Steve Rattner, the man tabbed to head up the Obama regime's automotive task force, ostensibly an oversight committee for government-owned and operated General Motors and Chrysler, has been making the rounds of late trying to convince everyone of how swell the government take-over of the two aforementioned companies is coming along.
With great interest we read the article to see if he would get around to addressing the lie peddled by GM CEO, Ed Whitacre, that claimed on nationally-televised commercials no less, that GM had paid off its TARP loan. We covered this in You Lie!, where the reality of the situation is that they used a separate TARP fund to pay off the original. Rattner does indeed address the issue in about the only fashion you can when you've been caught red-handed making completely bogus claims. Here are the two money paragraphs (with intermittent commentary):
Consequently, the U.S. Treasury is well on its way to recovering most of the $81 billion that the government invested in the auto sector to prevent its collapse. (That includes money for other auto-related entities, such as the finance companies.

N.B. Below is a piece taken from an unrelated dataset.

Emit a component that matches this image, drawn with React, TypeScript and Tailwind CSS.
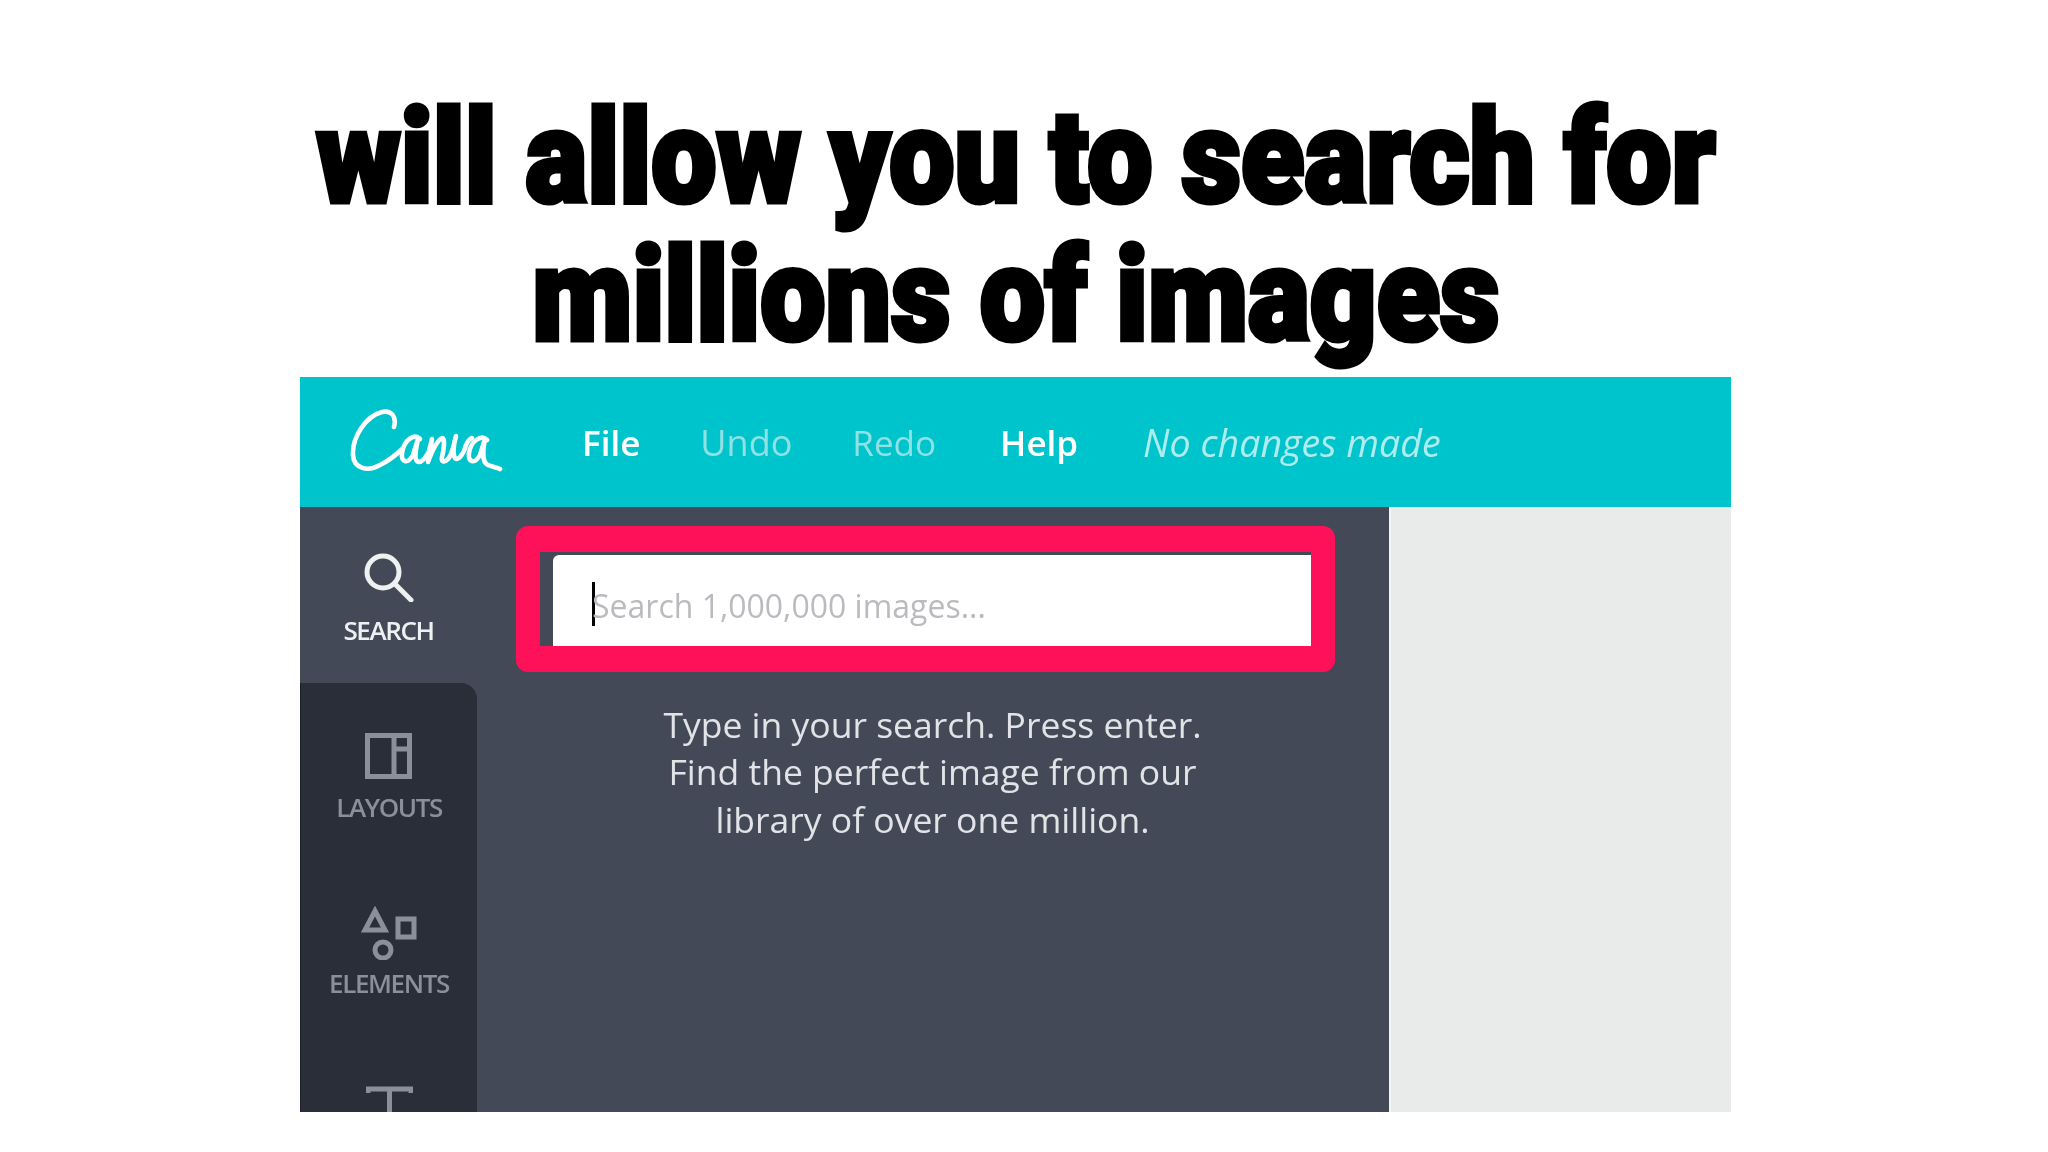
const sans = "font-['Open_Sans',_'Noto_Sans',_sans-serif]";

function CanvaLogo() {
  return (
    <svg className="blur-[0.5px]" width="153" height="67" viewBox="0 0 153 67" fill="none" stroke="#fff" strokeWidth="4.6" strokeLinecap="round" strokeLinejoin="round">
      <path d="M44 18C47 7 41 1 32 3C16 7 2 28 3 46C4 60 18 63 30 56C38 52 46 46 52 40" />
      <path d="M70 30C64 24 54 31 52 44C51 54 58 55 63 46L68 30C65 44 64 52 69 53C73 53 76 48 79 42L82 30L78 53C81 45 86 32 92 29C96 29 93 44 92 48C91 53 94 54 98 50C102 46 104 36 106 27C103 36 103 46 105 49C108 52 112 46 114 42C116 35 118 30 122 29" />
      <path d="M137 31C131 25 121 32 119 44C118 54 125 55 130 46L135 30C132 44 133 54 138 56C142 58 147 58 150 60" />
    </svg>
  );
}

function RailItem({ label, dim, children }: { label: string; dim?: boolean; children: React.ReactNode }) {
  return (
    <div className="flex flex-col items-center">
      {children}
      <div className={`mt-[15px] text-[26px] leading-[26px] font-semibold tracking-[-1.4px] ${dim ? "text-[#8b8f99]" : "text-[#eef0f2]"}`}>
        {label}
      </div>
    </div>
  );
}

export default function App() {
  return (
    <div className={`min-h-[1152px] bg-white ${sans}`}>
      <div className="w-[2032px] pt-[89px] text-center font-['Roboto',_sans-serif] text-[130px] leading-[138px] font-black text-black [-webkit-text-stroke:5px_black]">
        <div className="scale-x-[0.894] whitespace-nowrap">will allow you to search for</div>
        <div className="scale-x-[0.894] whitespace-nowrap">millions of images</div>
      </div>

      <div className="mt-[12px] ml-[300px] flex h-[735px] w-[1431px] flex-col overflow-hidden">
        <header className="flex h-[130px] shrink-0 items-center bg-[#00c4cc] pt-[3px] pl-[50px] text-[35px]">
          <div className="-mt-[3px]">
            <CanvaLogo />
          </div>
          <nav className="ml-[79px] flex items-center gap-[60px] blur-[0.5px]">
            <span className="font-semibold text-white">File</span>
            <span className="text-[36px] text-[#8fe1e4]">Undo</span>
            <span className="text-[#8fe1e4]">Redo</span>
            <span className="ml-[4px] font-semibold text-white">Help</span>
            <span className="ml-[5px] text-[37.6px] text-[#aeecee] italic">No changes made</span>
          </nav>
        </header>

        <div className="flex min-h-0 flex-1">
          <div className="flex w-[1089px] bg-[#434956]">
            <aside className="flex w-[177px] shrink-0 flex-col blur-[0.4px]">
              <div className="flex h-[176px] shrink-0 flex-col items-center pt-[46px]">
                <RailItem label="SEARCH">
                  <svg width="50" height="49" viewBox="0 0 50 49" fill="none" stroke="#eef0f2" strokeWidth="5" strokeLinecap="round">
                    <circle cx="19" cy="19" r="16" />
                    <path d="M31 31L47 47" />
                  </svg>
                </RailItem>
              </div>
              <div className="flex min-h-0 flex-1 flex-col items-center overflow-hidden rounded-tr-[16px] border-l border-[#1d2026] bg-[#2a2e38] pt-[50px]">
                <RailItem label="LAYOUTS" dim>
                  <svg width="47" height="46" viewBox="0 0 47 46" fill="none" stroke="#8b8f99" strokeWidth="5">
                    <rect x="2.5" y="2.5" width="42" height="41" />
                    <path d="M29 2V44M29 16H45" />
                  </svg>
                </RailItem>
                <div className="h-[86px] shrink-0" />
                <RailItem label="ELEMENTS" dim>
                  <svg className="-mb-[5px]" width="56" height="54" viewBox="0 0 56 54" fill="none" stroke="#8b8f99" strokeWidth="5">
                    <path d="M14 5L24 24H4Z" />
                    <rect x="37" y="13" width="16" height="18" />
                    <circle cx="22" cy="44" r="8" />
                  </svg>
                </RailItem>
                <div className="h-[90px] shrink-0" />
                <svg className="shrink-0" width="47" height="40" viewBox="0 0 47 40" fill="none" stroke="#8b8f99" strokeWidth="5">
                  <path d="M2 7V3H45V7M23.5 3V40" />
                </svg>
              </div>
            </aside>

            <main className="w-[858px] pt-[19px] pl-[39px]">
              <div className="h-[146px] rounded-[12px] bg-[#ff1159] pt-[26px] pr-[24px] pb-[26px] pl-[24px]">
                <div className="flex h-[94px] bg-[#434956] pt-[3px] pl-[13px]">
                  <div className="flex flex-1 items-center rounded-tl-[6px] bg-white pt-[6px] pl-[39px]">
                    <span className="h-[44px] w-[3px] shrink-0 bg-black" />
                    <span className="-ml-[3px] pt-[4px] text-[32px] text-[#b9bbbf] blur-[0.4px]">Search 1,000,000 images...</span>
                  </div>
                </div>
              </div>
              <p className="mt-[29px] pl-[14px] text-center text-[35.5px] leading-[47.4px] font-medium text-[#e1e3e7] blur-[0.4px]">
                Type in your search. Press enter.
                <br />
                Find the perfect image from our
                <br />
                library of over one million.
              </p>
            </main>
          </div>
          <div className="flex-1 border-l-2 border-[#f4f5f5] bg-[#e9ebea]" />
        </div>
      </div>
    </div>
  );
}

Chrysler itself got around $8 billion from the Obama administration and $4 billion from the Bush administration.) Not surprisingly, partisans on both sides have elasticized the facts: GM has been proclaiming in ads that it has paid back the government loans "in full." While literally correct, this statement omits the fact that most of the government's investment in GM is in stock that it still holds.
(italics, ours)
Classic deflection. Belittle the argument because you were getting it from both sides. And in "literally correct", we suppose he's owning up to being a straight up liar because we don't know what stake the government still has in GM has to do with using your Visa card to pay off you MasterCard.
More:
Meanwhile, conservatives such as Sen. Charles Grassley, the ranking Republican on the Finance Committee, maintain that GM has paid back the government with government money. That's true, but only technically. We provided GM with a cash reserve -- to protect taxpayers' investment in the case of a prolonged auto recession -- that has now proved unneeded. The fact remains that the nation's largest automaker has outperformed our expectations -- increasing the amount of money that the government is likely to recover.
(italics, ours)
Translation: The charge that we used separate TARP money to pay off the original TARP loan is true only if you believe that we set up, in case of a prolonged recession and in order to protect the taxpayer, a cash reserve consisting of... taxpayer money.
Unreal.
From our original post which was later updated:
We originally posted this over the weekend, when readership is down a bit but we wanted to resurrect it during the week to highlight the sheer audacity of General Motors. The federal government is entirely complicit in what we can only tag as gangster capitalism. The government takeover and bankruptcy proceedings that screwed over the secured creditors in favor of the labor unions was executed in a thuggish manner and now the GM/federal government partnership openly displays their contempt for the American public by running an ad during the NBA playoffs patting itself on the back for a job well done.
And Rattner only continues flipping the bird at the American public with these sort of articles.